Riding your horse out allows him to see different things - from traffic to mums with children in pushchairs, barking dogs to flapping bits of rubbish. While you cannot prepare for everything there is some work you can do to get your horse ready for the sights he may meet out on hacks.

Preparatory work
Take a leaf out of the police horse's training book and accustom your horse to sights and sounds in the safety of your school or stable area. Here are just some of the ideas you can implement:

Ask anyone you know with cycles, motorbikes, dogs, children etc to visit you and your horse at home. Lead and then ride your horse around the objects, dealing with just one object at a time, until he knows that it is ok to walk past the motorbike etc. If your horse is new to you and you're not sure how he will react out on the roads, this approach is a good way to find out in safe surroundings!

Place objects such as open umbrellas, footballs, and flapping bags and so on in the arena and spend time getting your horse accustomed to them. You may need to enlist the help of a more experienced horse to give yours confidence in going past the flapping bag etc.
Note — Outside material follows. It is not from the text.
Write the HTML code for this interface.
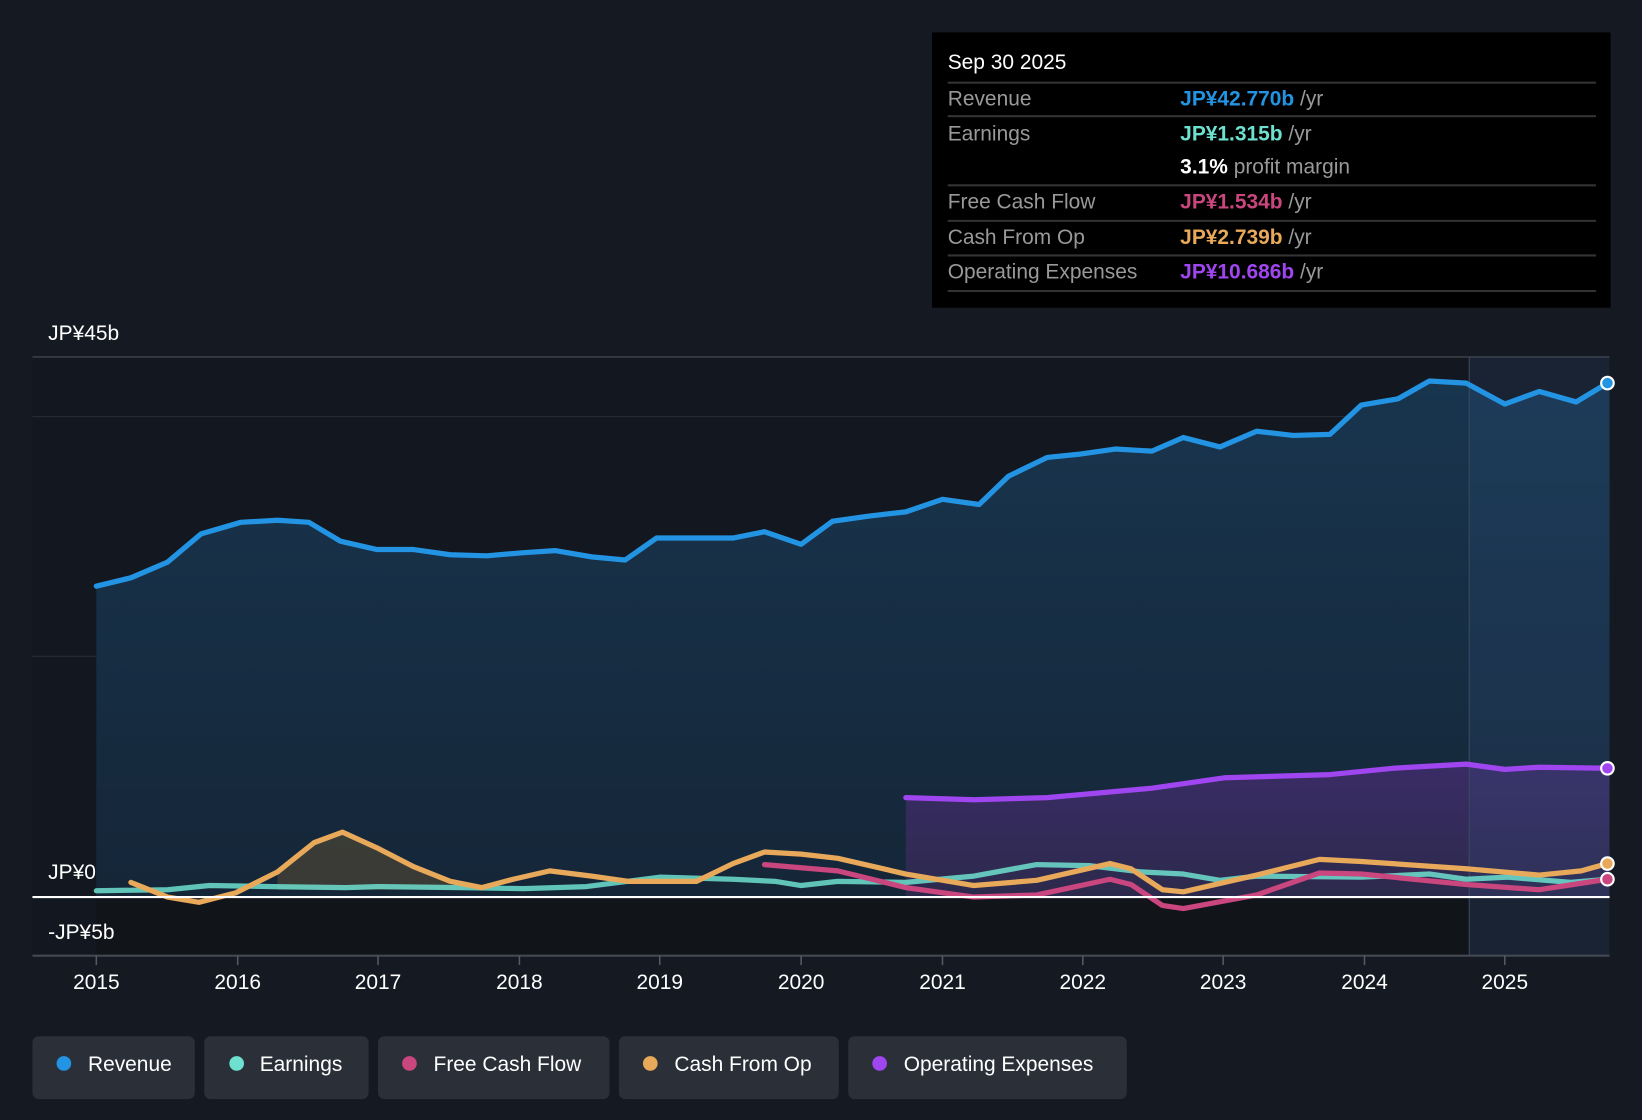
<!DOCTYPE html>
<html><head><meta charset="utf-8"><style>
html,body{margin:0;padding:0;background:#151a22;}
svg{display:block;font-family:"Liberation Sans",sans-serif;}
</style></head><body>
<svg width="1642" height="1120" viewBox="0 0 1568 1070" preserveAspectRatio="none" xmlns="http://www.w3.org/2000/svg">
<defs>
<linearGradient id="rg" x1="0" y1="0" x2="0" y2="1"><stop offset="0" stop-color="#18354e"/><stop offset="1" stop-color="#152638"/></linearGradient>
<linearGradient id="og" x1="0" y1="0" x2="0" y2="1"><stop offset="0" stop-color="#3a2c66"/><stop offset="1" stop-color="#2c2a4c"/></linearGradient>
</defs>
<rect width="1568" height="1070" fill="#151a22"/>
<rect x="31" y="341" width="1506" height="572" fill="#131820"/>
<rect x="92" y="857" width="1311" height="56" fill="#111419"/>
<line x1="31" y1="341" x2="1537" y2="341" stroke="#3a3e46" stroke-width="1.5"/>
<line x1="31" y1="398" x2="1537" y2="398" stroke="#2a2e36" stroke-width="1"/>
<line x1="31" y1="627" x2="1537" y2="627" stroke="#2a2e36" stroke-width="1"/>
<path d="M92,560 L125,552 L160,537 L192,510 L230,499 L265,497 L295,499 L325,517 L360,525 L395,525 L430,530 L465,531 L500,528 L530,526 L565,532 L597,535 L627,514 L665,514 L700,514 L730,508 L765,520 L795,498 L830,493 L865,489 L900,477 L935,482 L963,455 L1000,437 L1030,434 L1065,429 L1100,431 L1130,418 L1165,427 L1200,412 L1235,416 L1270,415 L1300,387 L1335,381 L1365,364 L1400,366 L1437,386 L1470,374 L1505,384 L1535,366 L1537,366 L1537,857 L92,857 Z" fill="url(#rg)"/>
<path d="M865,762 L930,764 L1000,762 L1100,753 L1170,743 L1270,740 L1330,734 L1400,730 L1437,735 L1470,733 L1535,734 L1537,734 L1537,857 L865,857 Z" fill="url(#og)"/>
<path d="M265,833 L300,805 L327,795 L360,810 L395,828 L430,842 L460,848 L430,850 L265,850 Z" fill="#4a4535" opacity="0.7"/>
<rect x="1403" y="341" width="134" height="572" fill="#3a5a8a" opacity="0.18"/>
<line x1="1403" y1="341" x2="1403" y2="913" stroke="#3a4a5e" stroke-width="1"/>
<g fill="none" stroke-linejoin="round" stroke-linecap="round" stroke-width="5">
<polyline stroke="#6ee0cf" opacity="0.85" points="92,851 160,850 200,846 260,847 330,848 360,847 440,848 500,849 560,847 630,838 700,840 740,842 765,846 800,842 865,843 930,837 990,826 1040,827 1090,833 1130,835 1165,841 1200,837 1300,838 1365,835 1400,840 1440,838 1500,843 1535,840"/>
<polyline stroke="#c9467e" points="730,826 800,832 865,848 930,857 990,855 1060,840 1080,845 1110,865 1130,868 1200,855 1260,834 1300,835 1400,845 1470,850 1535,840"/>
<polyline stroke="#e8a95a" points="125,843 160,857 190,862 225,853 265,833 300,805 327,795 360,810 395,828 430,842 460,848 490,840 525,832 565,837 600,842 665,842 700,825 730,814 765,816 800,820 865,835 930,846 990,841 1060,825 1080,830 1110,850 1130,852 1200,836 1260,821 1300,823 1400,830 1470,836 1510,832 1535,825"/>
<polyline stroke="#a046f0" points="865,762 930,764 1000,762 1100,753 1170,743 1270,740 1330,734 1400,730 1437,735 1470,733 1535,734"/>
<polyline stroke="#2394e3" points="92,560 125,552 160,537 192,510 230,499 265,497 295,499 325,517 360,525 395,525 430,530 465,531 500,528 530,526 565,532 597,535 627,514 665,514 700,514 730,508 765,520 795,498 830,493 865,489 900,477 935,482 963,455 1000,437 1030,434 1065,429 1100,431 1130,418 1165,427 1200,412 1235,416 1270,415 1300,387 1335,381 1365,364 1400,366 1437,386 1470,374 1505,384 1535,366"/>
</g>
<line x1="31" y1="857" x2="1537" y2="857" stroke="#ffffff" stroke-width="2"/>
<line x1="31" y1="913" x2="1537" y2="913" stroke="#444850" stroke-width="2"/>
<g stroke="#fff" stroke-width="2">
<circle cx="1535" cy="366" r="6" fill="#2394e3"/>
<circle cx="1535" cy="734" r="6" fill="#a046f0"/>
<circle cx="1535" cy="825" r="6" fill="#e8a95a"/>
<circle cx="1535" cy="840" r="6" fill="#c9467e"/>
</g>
<g fill="#fff" font-size="20">
<text x="46" y="325">JP¥45b</text>
<text x="46" y="840">JP¥0</text>
<text x="46" y="897">-JP¥5b</text>
</g>
<g stroke="#555a62" stroke-width="1.5">
<line x1="92" y1="913" x2="92" y2="922"/><line x1="227" y1="913" x2="227" y2="922"/><line x1="361" y1="913" x2="361" y2="922"/><line x1="496" y1="913" x2="496" y2="922"/><line x1="630" y1="913" x2="630" y2="922"/><line x1="765" y1="913" x2="765" y2="922"/><line x1="900" y1="913" x2="900" y2="922"/><line x1="1034" y1="913" x2="1034" y2="922"/><line x1="1168" y1="913" x2="1168" y2="922"/><line x1="1303" y1="913" x2="1303" y2="922"/><line x1="1437" y1="913" x2="1437" y2="922"/>
</g>
<g fill="#fff" font-size="20" text-anchor="middle">
<text x="92" y="945">2015</text><text x="227" y="945">2016</text><text x="361" y="945">2017</text><text x="496" y="945">2018</text><text x="630" y="945">2019</text><text x="765" y="945">2020</text><text x="900" y="945">2021</text><text x="1034" y="945">2022</text><text x="1168" y="945">2023</text><text x="1303" y="945">2024</text><text x="1437" y="945">2025</text>
</g>
<rect x="890" y="31" width="648" height="263" fill="#000"/>
<text x="905" y="66" fill="#fff" font-size="20">Sep 30 2025</text>
<g stroke="#333" stroke-width="2">
<line x1="905" y1="79" x2="1524" y2="79"/><line x1="905" y1="111" x2="1524" y2="111"/><line x1="905" y1="177" x2="1524" y2="177"/><line x1="905" y1="211" x2="1524" y2="211"/><line x1="905" y1="244" x2="1524" y2="244"/><line x1="905" y1="278" x2="1524" y2="278"/>
</g>
<g font-size="20" fill="#999">
<text x="905" y="101">Revenue</text>
<text x="905" y="134">Earnings</text>
<text x="905" y="199">Free Cash Flow</text>
<text x="905" y="233">Cash From Op</text>
<text x="905" y="266">Operating Expenses</text>
<text x="1127" y="101"><tspan fill="#2394e3" font-weight="bold">JP¥42.770b</tspan> /yr</text>
<text x="1127" y="134"><tspan fill="#6ee0cf" font-weight="bold">JP¥1.315b</tspan> /yr</text>
<text x="1127" y="166"><tspan fill="#fff" font-weight="bold">3.1%</tspan> profit margin</text>
<text x="1127" y="199"><tspan fill="#c9467e" font-weight="bold">JP¥1.534b</tspan> /yr</text>
<text x="1127" y="233"><tspan fill="#e8a95a" font-weight="bold">JP¥2.739b</tspan> /yr</text>
<text x="1127" y="266"><tspan fill="#a046f0" font-weight="bold">JP¥10.686b</tspan> /yr</text>
</g>
<g font-size="20" fill="#fff">
<rect x="31" y="990" width="155" height="60" rx="6" fill="#2b2f38"/><circle cx="61" cy="1016" r="7" fill="#2394e3"/><text x="84" y="1023">Revenue</text>
<rect x="195" y="990" width="157" height="60" rx="6" fill="#2b2f38"/><circle cx="226" cy="1016" r="7" fill="#6ee0cf"/><text x="248" y="1023">Earnings</text>
<rect x="361" y="990" width="221" height="60" rx="6" fill="#2b2f38"/><circle cx="391" cy="1016" r="7" fill="#c9467e"/><text x="414" y="1023">Free Cash Flow</text>
<rect x="591" y="990" width="210" height="60" rx="6" fill="#2b2f38"/><circle cx="621" cy="1016" r="7" fill="#e8a95a"/><text x="644" y="1023">Cash From Op</text>
<rect x="810" y="990" width="266" height="60" rx="6" fill="#2b2f38"/><circle cx="840" cy="1016" r="7" fill="#a046f0"/><text x="863" y="1023">Operating Expenses</text>
</g>
</svg>
</body></html>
REMEMBER to deal with one hazard at a time - it may take a few days before your horse is happy going past the dummy roadworks you've set up in the school, but get him happy and confident with one issue before you move on to the next.

 Stay confident and calm yourself - your horse will look to you for reassurance if he is worried so it is vital that you are cool under pressure. If you don't think you can do this, ask a more experienced rider to help. Enlist the help of an instructor if necessary.

It may be helpful if, for the first few times you ride a new horse out, that your instructor or a reliable friend accompanies you on a sensible horse.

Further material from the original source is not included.